• Goal: Repeat each line of the material below exactly as it appears, minus any pictures.

BEGIN Extracted entries

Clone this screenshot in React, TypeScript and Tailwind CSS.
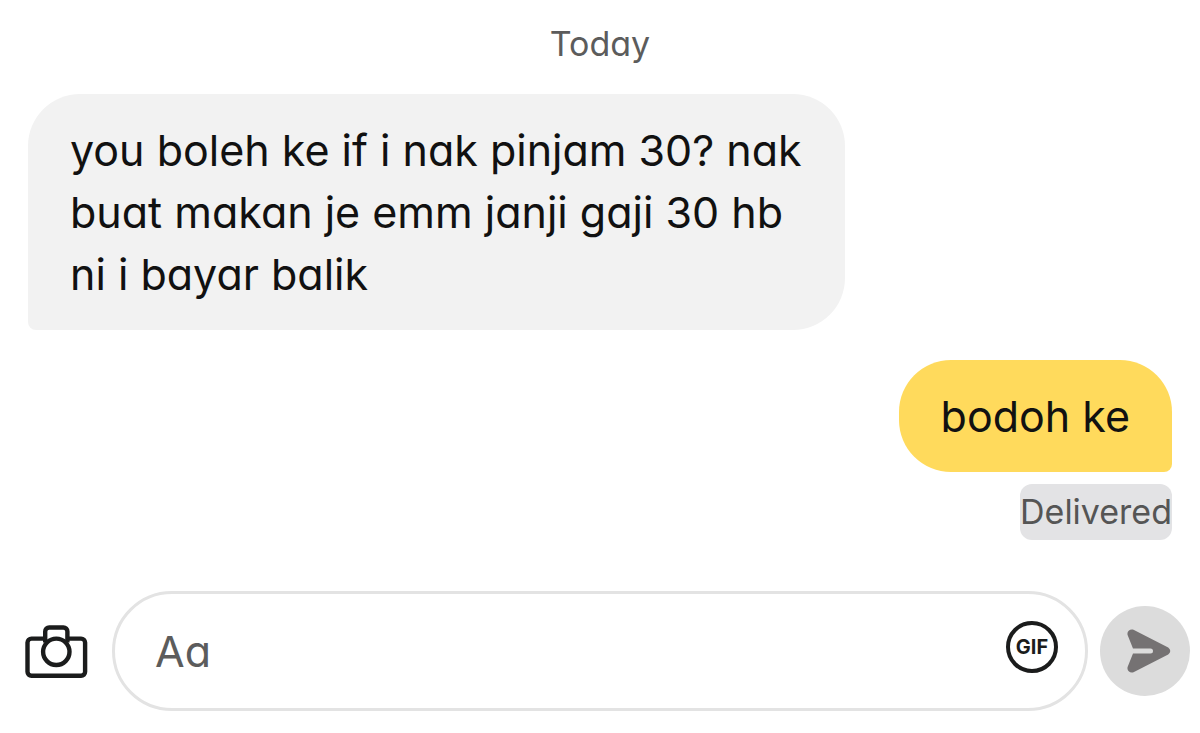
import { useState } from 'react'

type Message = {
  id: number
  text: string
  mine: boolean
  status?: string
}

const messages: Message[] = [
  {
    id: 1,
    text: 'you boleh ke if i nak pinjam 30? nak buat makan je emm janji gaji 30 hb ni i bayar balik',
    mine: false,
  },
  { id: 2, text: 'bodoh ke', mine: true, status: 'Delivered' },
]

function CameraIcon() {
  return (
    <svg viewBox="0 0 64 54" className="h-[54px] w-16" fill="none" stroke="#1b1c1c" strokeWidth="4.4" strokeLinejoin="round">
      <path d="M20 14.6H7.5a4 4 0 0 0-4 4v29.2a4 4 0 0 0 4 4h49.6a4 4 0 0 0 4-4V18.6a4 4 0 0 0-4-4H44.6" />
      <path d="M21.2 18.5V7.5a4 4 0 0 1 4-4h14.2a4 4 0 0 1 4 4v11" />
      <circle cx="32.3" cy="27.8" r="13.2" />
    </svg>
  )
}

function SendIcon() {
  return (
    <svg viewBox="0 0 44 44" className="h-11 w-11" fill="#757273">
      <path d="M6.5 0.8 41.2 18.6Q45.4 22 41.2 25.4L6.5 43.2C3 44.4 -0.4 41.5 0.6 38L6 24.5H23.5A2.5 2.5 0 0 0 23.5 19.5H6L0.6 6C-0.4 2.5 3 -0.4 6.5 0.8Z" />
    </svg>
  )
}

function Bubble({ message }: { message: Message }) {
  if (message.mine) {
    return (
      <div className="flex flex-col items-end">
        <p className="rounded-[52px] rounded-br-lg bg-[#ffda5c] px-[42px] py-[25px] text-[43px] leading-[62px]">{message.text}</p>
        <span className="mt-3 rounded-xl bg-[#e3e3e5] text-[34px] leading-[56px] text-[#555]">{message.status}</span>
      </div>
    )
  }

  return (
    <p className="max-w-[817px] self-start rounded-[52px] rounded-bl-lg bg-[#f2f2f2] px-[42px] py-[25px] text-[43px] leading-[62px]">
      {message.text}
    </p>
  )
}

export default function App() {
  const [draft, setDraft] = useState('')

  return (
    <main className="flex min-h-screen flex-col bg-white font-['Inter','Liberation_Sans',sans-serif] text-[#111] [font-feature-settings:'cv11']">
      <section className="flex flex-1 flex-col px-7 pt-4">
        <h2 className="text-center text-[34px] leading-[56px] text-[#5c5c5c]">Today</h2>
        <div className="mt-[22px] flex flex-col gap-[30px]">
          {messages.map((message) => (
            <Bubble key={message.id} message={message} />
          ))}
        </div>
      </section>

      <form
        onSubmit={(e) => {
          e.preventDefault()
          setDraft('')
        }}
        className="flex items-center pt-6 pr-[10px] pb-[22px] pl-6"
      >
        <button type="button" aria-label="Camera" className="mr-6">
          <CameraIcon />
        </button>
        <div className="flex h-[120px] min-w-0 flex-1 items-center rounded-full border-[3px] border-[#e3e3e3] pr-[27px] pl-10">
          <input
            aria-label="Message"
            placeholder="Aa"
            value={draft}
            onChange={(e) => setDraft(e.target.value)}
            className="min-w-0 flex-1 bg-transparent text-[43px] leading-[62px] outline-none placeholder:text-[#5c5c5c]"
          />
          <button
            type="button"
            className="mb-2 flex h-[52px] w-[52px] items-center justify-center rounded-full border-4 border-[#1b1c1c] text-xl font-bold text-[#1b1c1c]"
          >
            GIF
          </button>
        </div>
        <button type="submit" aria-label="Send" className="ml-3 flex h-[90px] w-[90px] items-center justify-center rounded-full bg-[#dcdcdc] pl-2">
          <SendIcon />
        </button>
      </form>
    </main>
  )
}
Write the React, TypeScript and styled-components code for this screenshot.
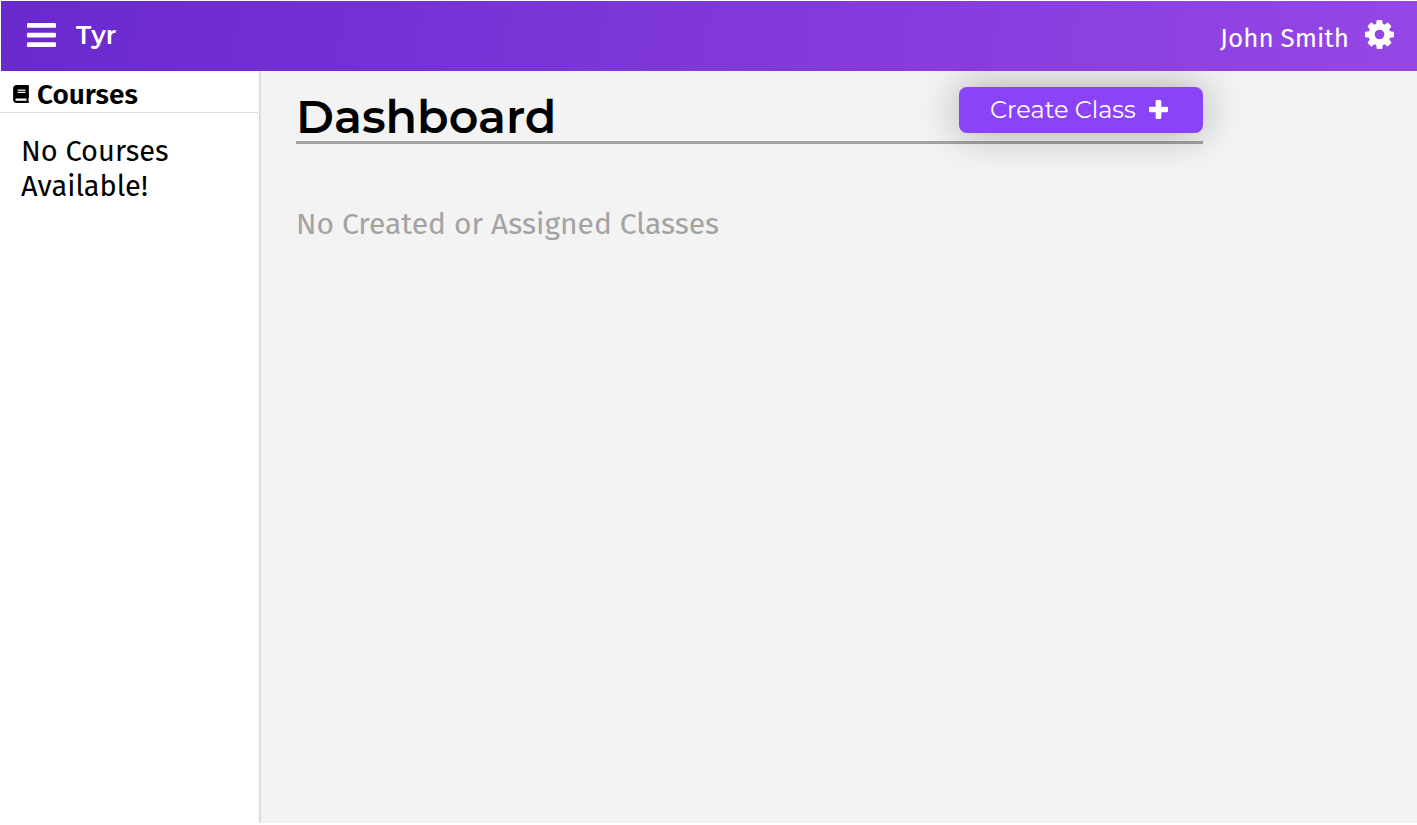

END Extracted entries

• Exercise response:
Clone this screenshot in React, TypeScript and Tailwind CSS.
import { useState } from 'react'

type Message = {
  id: number
  text: string
  mine: boolean
  status?: string
}

const messages: Message[] = [
  {
    id: 1,
    text: 'you boleh ke if i nak pinjam 30? nak buat makan je emm janji gaji 30 hb ni i bayar balik',
    mine: false,
  },
  { id: 2, text: 'bodoh ke', mine: true, status: 'Delivered' },
]

function CameraIcon() {
  return (
    <svg viewBox="0 0 64 54" className="h-[54px] w-16" fill="none" stroke="#1b1c1c" strokeWidth="4.4" strokeLinejoin="round">
      <path d="M20 14.6H7.5a4 4 0 0 0-4 4v29.2a4 4 0 0 0 4 4h49.6a4 4 0 0 0 4-4V18.6a4 4 0 0 0-4-4H44.6" />
      <path d="M21.2 18.5V7.5a4 4 0 0 1 4-4h14.2a4 4 0 0 1 4 4v11" />
      <circle cx="32.3" cy="27.8" r="13.2" />
    </svg>
  )
}

function SendIcon() {
  return (
    <svg viewBox="0 0 44 44" className="h-11 w-11" fill="#757273">
      <path d="M6.5 0.8 41.2 18.6Q45.4 22 41.2 25.4L6.5 43.2C3 44.4 -0.4 41.5 0.6 38L6 24.5H23.5A2.5 2.5 0 0 0 23.5 19.5H6L0.6 6C-0.4 2.5 3 -0.4 6.5 0.8Z" />
    </svg>
  )
}

function Bubble({ message }: { message: Message }) {
  if (message.mine) {
    return (
      <div className="flex flex-col items-end">
        <p className="rounded-[52px] rounded-br-lg bg-[#ffda5c] px-[42px] py-[25px] text-[43px] leading-[62px]">{message.text}</p>
        <span className="mt-3 rounded-xl bg-[#e3e3e5] text-[34px] leading-[56px] text-[#555]">{message.status}</span>
      </div>
    )
  }

  return (
    <p className="max-w-[817px] self-start rounded-[52px] rounded-bl-lg bg-[#f2f2f2] px-[42px] py-[25px] text-[43px] leading-[62px]">
      {message.text}
    </p>
  )
}

export default function App() {
  const [draft, setDraft] = useState('')

  return (
    <main className="flex min-h-screen flex-col bg-white font-['Inter','Liberation_Sans',sans-serif] text-[#111] [font-feature-settings:'cv11']">
      <section className="flex flex-1 flex-col px-7 pt-4">
        <h2 className="text-center text-[34px] leading-[56px] text-[#5c5c5c]">Today</h2>
        <div className="mt-[22px] flex flex-col gap-[30px]">
          {messages.map((message) => (
            <Bubble key={message.id} message={message} />
          ))}
        </div>
      </section>

      <form
        onSubmit={(e) => {
          e.preventDefault()
          setDraft('')
        }}
        className="flex items-center pt-6 pr-[10px] pb-[22px] pl-6"
      >
        <button type="button" aria-label="Camera" className="mr-6">
          <CameraIcon />
        </button>
        <div className="flex h-[120px] min-w-0 flex-1 items-center rounded-full border-[3px] border-[#e3e3e3] pr-[27px] pl-10">
          <input
            aria-label="Message"
            placeholder="Aa"
            value={draft}
            onChange={(e) => setDraft(e.target.value)}
            className="min-w-0 flex-1 bg-transparent text-[43px] leading-[62px] outline-none placeholder:text-[#5c5c5c]"
          />
          <button
            type="button"
            className="mb-2 flex h-[52px] w-[52px] items-center justify-center rounded-full border-4 border-[#1b1c1c] text-xl font-bold text-[#1b1c1c]"
          >
            GIF
          </button>
        </div>
        <button type="submit" aria-label="Send" className="ml-3 flex h-[90px] w-[90px] items-center justify-center rounded-full bg-[#dcdcdc] pl-2">
          <SendIcon />
        </button>
      </form>
    </main>
  )
}
Write the React, TypeScript and styled-components code for this screenshot.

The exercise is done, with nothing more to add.